Thermoresponsive Gels Based on Cross-Linked Polymer-Grafted Cellulose Nanocrystals

Abstract

Stimuli-responsive nanocomposite hydrogels have garnered significant interest as alternatives to conventional hydrogels, enabling the engineering of stimuli-responsive behavior and network connectivity through composition and architecture. Here, we report thermoresponsive, “one-component” nanocomposite hydrogels composed of copolymer-grafted cellulose nanocrystals (CNCs). Thermoresponsive polyacrylamides or poly(oligoethylene glycol acrylate) copolymers bearing terminal olefin side chains were grafted from the CNC surfaces using atom-transfer radical polymerization, yielding densely grafted hairy nanoparticles (HNPs).

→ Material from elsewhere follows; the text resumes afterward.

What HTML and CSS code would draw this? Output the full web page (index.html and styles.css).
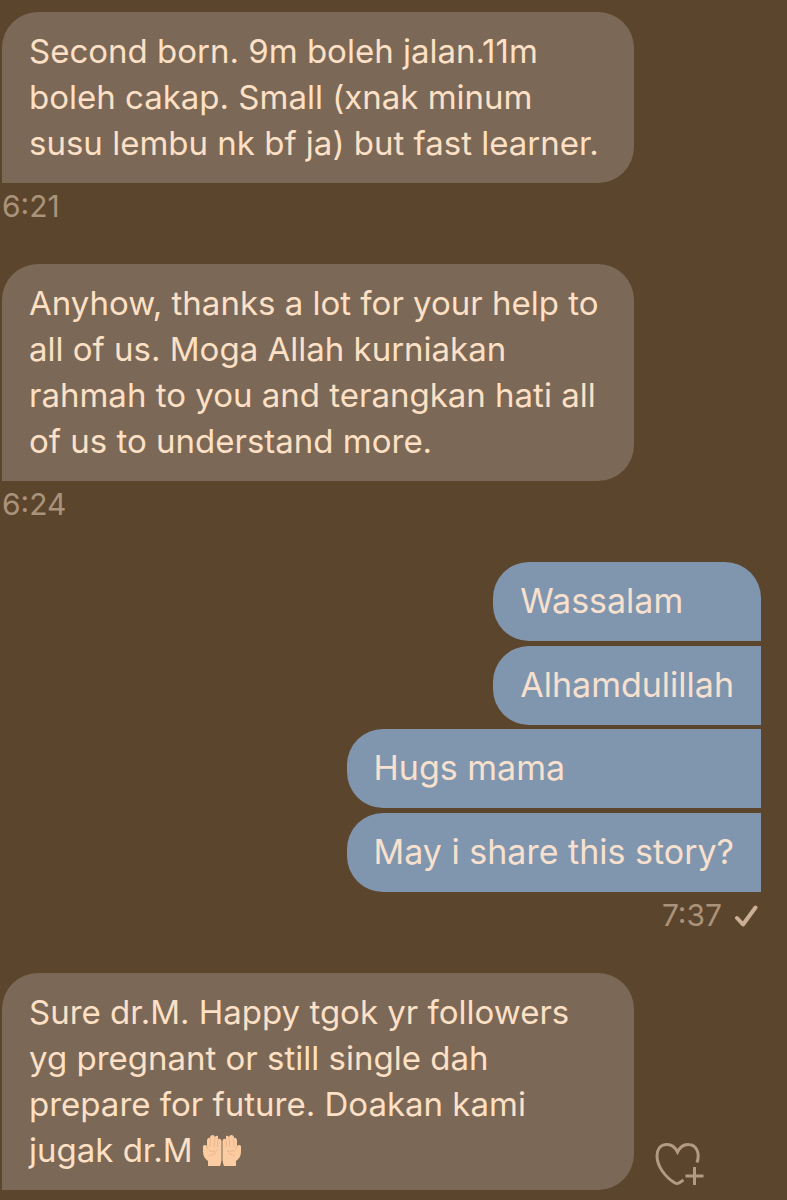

The HNPs were cross-linked via UV-mediated thiol–ene click chemistry to form hydrogels. The resulting networks exhibit reversible LCST-type swelling and deswelling, with thermoresponsive and mechanical behavior governed by graft chemistry, architecture, and solvation. Comparative experiments using CNC-free and physically mixed hydrogels show that, at the low CNC loadings employed here, mechanical properties are shaped predominantly by chain entanglement and solvation, rather than by reinforcement from the nanocrystals.